Simpler Tab Switching

I’ve bound the shifted J and K to tabprev and tabnext—hitting gtgtgtgt over and over again was a bit too much of an exercise. Perhaps I would use that hotkey more if it was possible to hold down g and hit t or T in repetition to cycle.

:bind J tabprev
:bind K tabnext

In my mind, this works well with H and L to navigate history.

(Incidentally, to pop a tab out into a new window, use the :tabdetach command. I tend to use this frequently enough that it should probably be bound—just not sure where!)

Quickmarks

This isn’t documented very well, but if you want to bookmark a site, you can supply it’s URL to the bmark comand:

:bmark https://www.kickscondor.com/

These are not kept in the same list as your Firefox bookmarks—this is a flat list rather than a hierarchy.

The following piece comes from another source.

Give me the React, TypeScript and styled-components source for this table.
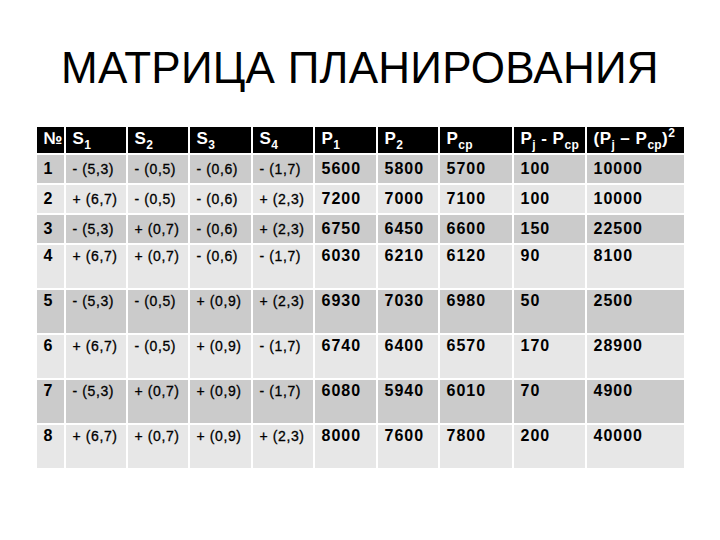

There are some keys bound to some bookmark calls. Allow me to clear them up:

  • A bookmarks (or unbookmarks) the current URL.
  • a does the same, but allows the URL to be edited first.
  • M<key> gives the bookmark (at the current URL) a single character alias. To use this, you must be on the bookmarked page.
  • To use the alias, prefix it with go, gn or gw—these expand to open, tabopen and windowopen. (So: gwp will open a new window with the URL aliased as “p”.)

These three commands are created when you run the M command. So, to remove these commands, you’ll need to do individually: :reset gnp and so on.